■ Your goal: Records follow. Pull out every line that contains "this".

■ Given entries:
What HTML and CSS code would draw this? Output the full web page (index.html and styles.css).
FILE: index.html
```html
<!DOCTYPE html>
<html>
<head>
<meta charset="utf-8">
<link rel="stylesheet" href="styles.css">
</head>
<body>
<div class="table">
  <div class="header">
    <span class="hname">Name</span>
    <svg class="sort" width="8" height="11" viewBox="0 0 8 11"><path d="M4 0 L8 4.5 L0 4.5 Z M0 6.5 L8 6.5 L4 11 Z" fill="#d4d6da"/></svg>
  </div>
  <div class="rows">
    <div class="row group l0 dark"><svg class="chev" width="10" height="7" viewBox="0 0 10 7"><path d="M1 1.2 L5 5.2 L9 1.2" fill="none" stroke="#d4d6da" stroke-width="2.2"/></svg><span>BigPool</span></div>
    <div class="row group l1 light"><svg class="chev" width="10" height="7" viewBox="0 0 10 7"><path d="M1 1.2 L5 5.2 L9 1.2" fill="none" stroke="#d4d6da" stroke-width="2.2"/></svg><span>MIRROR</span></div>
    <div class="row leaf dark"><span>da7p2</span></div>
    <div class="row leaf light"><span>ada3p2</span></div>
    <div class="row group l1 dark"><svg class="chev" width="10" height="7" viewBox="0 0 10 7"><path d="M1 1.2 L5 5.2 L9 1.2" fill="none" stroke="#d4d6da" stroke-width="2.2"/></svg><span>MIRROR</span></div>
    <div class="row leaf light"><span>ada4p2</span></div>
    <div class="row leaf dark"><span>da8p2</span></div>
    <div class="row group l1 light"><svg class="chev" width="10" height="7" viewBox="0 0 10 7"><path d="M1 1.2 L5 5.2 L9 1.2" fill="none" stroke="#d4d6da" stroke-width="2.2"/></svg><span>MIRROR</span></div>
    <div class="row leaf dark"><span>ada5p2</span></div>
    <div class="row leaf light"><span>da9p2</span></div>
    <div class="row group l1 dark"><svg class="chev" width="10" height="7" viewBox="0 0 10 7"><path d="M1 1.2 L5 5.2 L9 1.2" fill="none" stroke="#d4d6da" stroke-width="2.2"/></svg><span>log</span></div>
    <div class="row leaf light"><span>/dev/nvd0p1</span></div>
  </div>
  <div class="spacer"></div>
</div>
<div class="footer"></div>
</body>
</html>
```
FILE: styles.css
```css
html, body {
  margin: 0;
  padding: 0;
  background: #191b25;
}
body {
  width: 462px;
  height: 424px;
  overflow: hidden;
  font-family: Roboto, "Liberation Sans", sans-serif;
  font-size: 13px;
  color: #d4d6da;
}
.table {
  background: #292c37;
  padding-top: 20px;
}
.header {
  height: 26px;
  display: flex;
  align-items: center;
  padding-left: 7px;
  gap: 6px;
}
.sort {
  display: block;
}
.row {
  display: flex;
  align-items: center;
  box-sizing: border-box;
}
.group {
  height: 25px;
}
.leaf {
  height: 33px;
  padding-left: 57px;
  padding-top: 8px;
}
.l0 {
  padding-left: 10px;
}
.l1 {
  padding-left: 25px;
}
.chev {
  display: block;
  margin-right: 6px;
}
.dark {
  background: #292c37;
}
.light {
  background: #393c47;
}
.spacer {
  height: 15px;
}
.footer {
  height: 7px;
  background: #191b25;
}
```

* * *

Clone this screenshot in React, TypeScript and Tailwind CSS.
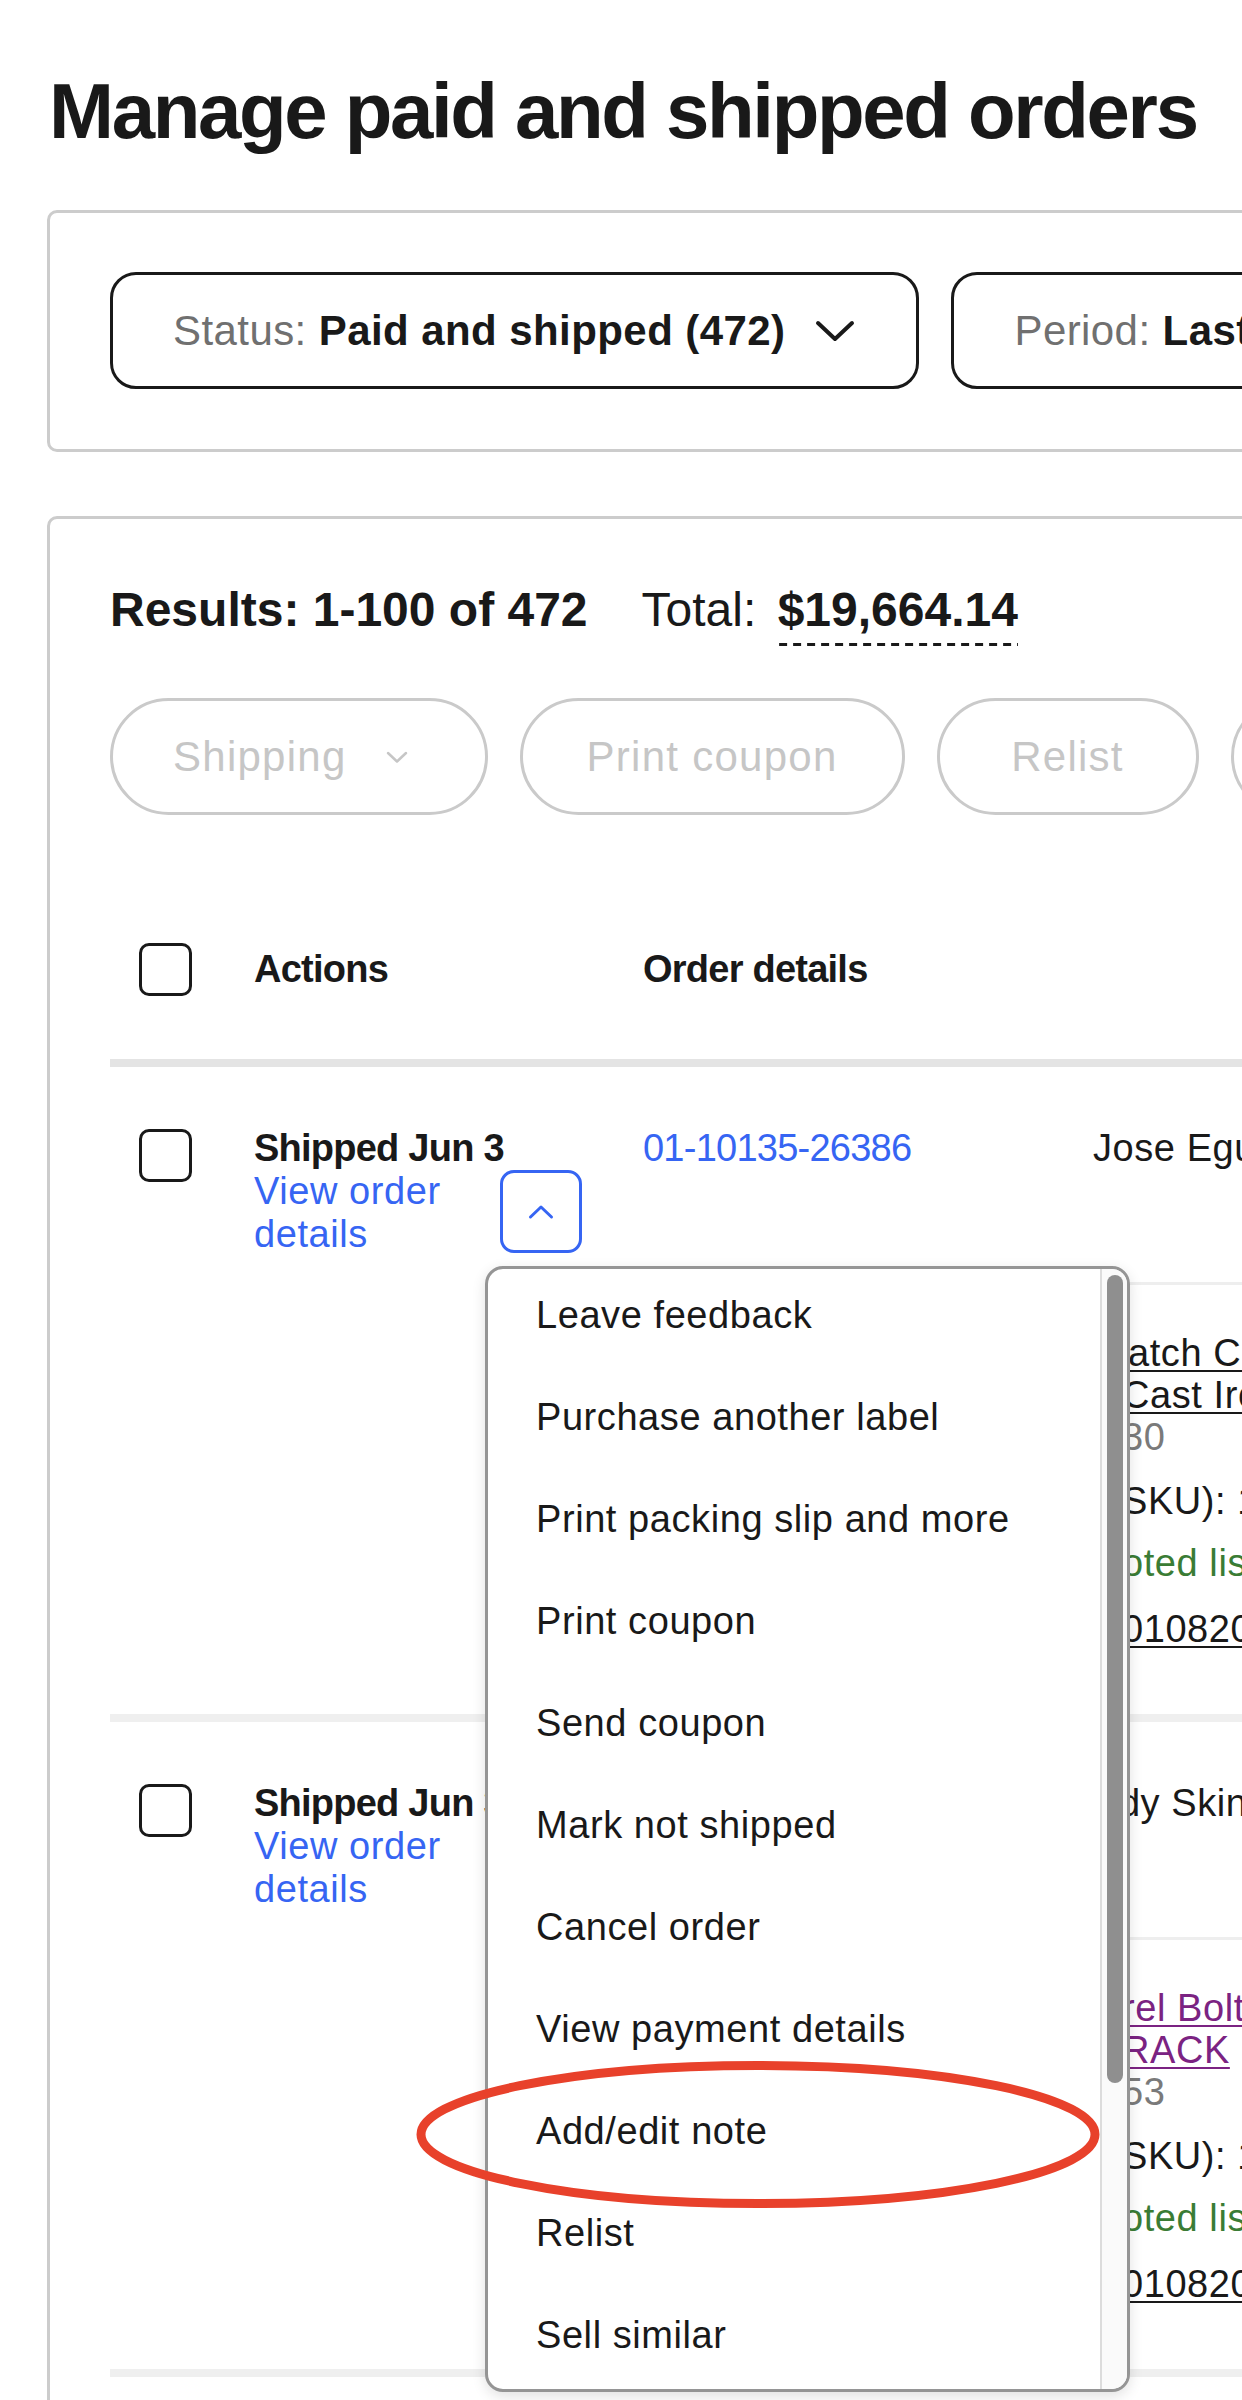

--

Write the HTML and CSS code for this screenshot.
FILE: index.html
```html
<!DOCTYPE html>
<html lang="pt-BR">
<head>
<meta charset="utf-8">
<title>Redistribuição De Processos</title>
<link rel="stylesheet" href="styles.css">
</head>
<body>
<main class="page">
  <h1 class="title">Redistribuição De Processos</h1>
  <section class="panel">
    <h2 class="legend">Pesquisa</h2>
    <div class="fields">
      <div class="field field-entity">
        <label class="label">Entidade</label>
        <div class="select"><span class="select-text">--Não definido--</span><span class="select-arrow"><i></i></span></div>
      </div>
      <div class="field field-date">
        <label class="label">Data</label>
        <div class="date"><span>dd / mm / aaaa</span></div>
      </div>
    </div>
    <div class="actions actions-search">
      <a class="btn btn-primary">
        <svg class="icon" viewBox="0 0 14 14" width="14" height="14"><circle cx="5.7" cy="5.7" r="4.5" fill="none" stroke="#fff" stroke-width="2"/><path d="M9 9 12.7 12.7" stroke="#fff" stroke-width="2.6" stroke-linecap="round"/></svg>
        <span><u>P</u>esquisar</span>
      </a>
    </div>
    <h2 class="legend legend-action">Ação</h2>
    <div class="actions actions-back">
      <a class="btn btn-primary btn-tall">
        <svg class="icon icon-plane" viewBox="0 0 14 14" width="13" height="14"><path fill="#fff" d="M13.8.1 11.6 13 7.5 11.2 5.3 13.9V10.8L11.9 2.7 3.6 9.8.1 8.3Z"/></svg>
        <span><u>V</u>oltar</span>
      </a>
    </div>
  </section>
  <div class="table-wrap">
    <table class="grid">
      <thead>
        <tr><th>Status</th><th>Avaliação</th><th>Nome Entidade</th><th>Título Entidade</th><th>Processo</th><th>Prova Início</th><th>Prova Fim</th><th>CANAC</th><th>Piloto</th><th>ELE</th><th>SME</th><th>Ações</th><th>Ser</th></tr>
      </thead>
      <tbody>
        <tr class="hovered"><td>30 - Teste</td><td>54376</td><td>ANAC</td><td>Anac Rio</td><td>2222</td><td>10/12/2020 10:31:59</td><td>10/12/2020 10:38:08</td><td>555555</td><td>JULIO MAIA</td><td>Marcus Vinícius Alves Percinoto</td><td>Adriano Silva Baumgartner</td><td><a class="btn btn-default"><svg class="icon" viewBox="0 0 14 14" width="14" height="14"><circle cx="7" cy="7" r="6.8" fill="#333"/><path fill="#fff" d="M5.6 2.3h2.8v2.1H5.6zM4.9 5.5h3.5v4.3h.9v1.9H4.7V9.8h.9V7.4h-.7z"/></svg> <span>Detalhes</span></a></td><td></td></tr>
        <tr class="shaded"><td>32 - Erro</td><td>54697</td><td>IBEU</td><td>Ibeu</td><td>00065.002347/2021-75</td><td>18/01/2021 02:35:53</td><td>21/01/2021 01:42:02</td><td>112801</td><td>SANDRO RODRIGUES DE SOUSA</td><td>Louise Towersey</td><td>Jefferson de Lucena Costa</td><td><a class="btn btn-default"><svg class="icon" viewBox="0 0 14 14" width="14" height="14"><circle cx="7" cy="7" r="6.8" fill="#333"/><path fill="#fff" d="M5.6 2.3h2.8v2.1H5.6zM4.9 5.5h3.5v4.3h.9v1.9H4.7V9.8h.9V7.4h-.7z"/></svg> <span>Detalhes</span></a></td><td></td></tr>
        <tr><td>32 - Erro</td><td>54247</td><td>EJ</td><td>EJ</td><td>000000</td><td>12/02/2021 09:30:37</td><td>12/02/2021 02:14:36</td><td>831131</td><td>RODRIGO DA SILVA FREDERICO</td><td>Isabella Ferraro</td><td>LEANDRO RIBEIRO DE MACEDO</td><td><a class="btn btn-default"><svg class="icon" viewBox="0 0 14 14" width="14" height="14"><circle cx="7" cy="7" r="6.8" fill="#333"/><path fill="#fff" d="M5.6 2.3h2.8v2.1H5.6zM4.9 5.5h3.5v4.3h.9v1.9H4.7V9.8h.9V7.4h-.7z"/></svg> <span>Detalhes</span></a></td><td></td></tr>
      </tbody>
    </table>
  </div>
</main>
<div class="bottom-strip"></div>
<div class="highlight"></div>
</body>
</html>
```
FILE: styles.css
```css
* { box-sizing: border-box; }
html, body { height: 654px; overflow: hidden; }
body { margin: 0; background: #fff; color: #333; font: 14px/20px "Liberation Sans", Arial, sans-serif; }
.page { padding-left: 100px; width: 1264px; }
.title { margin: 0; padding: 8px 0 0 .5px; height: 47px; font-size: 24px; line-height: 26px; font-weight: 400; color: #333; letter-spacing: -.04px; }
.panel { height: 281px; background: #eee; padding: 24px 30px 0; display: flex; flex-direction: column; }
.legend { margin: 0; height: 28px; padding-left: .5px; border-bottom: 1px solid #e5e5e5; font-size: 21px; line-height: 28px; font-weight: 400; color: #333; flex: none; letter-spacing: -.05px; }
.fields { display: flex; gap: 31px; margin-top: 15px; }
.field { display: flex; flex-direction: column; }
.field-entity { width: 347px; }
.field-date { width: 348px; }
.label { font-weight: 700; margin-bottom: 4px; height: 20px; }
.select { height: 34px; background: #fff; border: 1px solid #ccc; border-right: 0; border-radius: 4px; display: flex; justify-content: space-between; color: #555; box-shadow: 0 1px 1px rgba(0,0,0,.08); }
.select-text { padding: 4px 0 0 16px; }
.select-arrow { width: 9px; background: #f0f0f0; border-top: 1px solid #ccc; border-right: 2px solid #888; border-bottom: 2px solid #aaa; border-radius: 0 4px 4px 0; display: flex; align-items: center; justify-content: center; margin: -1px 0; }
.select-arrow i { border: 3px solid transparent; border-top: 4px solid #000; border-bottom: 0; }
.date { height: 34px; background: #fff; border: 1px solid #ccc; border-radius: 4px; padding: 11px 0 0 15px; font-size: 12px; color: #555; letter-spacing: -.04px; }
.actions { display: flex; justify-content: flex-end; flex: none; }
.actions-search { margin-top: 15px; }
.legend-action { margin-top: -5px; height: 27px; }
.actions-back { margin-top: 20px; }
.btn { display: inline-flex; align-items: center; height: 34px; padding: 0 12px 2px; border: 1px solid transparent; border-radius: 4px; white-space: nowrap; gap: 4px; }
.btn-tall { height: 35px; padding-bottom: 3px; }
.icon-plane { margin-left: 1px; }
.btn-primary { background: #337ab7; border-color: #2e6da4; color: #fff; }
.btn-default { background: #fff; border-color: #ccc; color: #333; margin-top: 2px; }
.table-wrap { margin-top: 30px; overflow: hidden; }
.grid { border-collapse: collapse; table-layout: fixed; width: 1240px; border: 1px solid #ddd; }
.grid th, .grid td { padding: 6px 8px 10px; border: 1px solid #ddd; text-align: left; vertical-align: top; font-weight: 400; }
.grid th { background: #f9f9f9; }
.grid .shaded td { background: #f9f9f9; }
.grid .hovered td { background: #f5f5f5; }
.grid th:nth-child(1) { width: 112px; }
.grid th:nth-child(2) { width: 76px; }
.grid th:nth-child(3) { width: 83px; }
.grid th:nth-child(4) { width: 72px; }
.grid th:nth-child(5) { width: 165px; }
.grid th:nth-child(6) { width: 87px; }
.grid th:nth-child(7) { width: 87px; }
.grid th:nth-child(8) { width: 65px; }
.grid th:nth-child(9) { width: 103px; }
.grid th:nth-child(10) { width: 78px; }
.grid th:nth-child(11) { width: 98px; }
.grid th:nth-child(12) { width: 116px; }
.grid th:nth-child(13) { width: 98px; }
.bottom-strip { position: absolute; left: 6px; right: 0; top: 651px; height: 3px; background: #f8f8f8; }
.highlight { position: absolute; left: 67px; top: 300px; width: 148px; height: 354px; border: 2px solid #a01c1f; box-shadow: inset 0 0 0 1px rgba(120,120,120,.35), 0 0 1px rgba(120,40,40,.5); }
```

■ The reply:
What HTML and CSS code would draw this? Output the full web page (index.html and styles.css).
Clone this screenshot in React, TypeScript and Tailwind CSS.
Write the HTML and CSS code for this screenshot.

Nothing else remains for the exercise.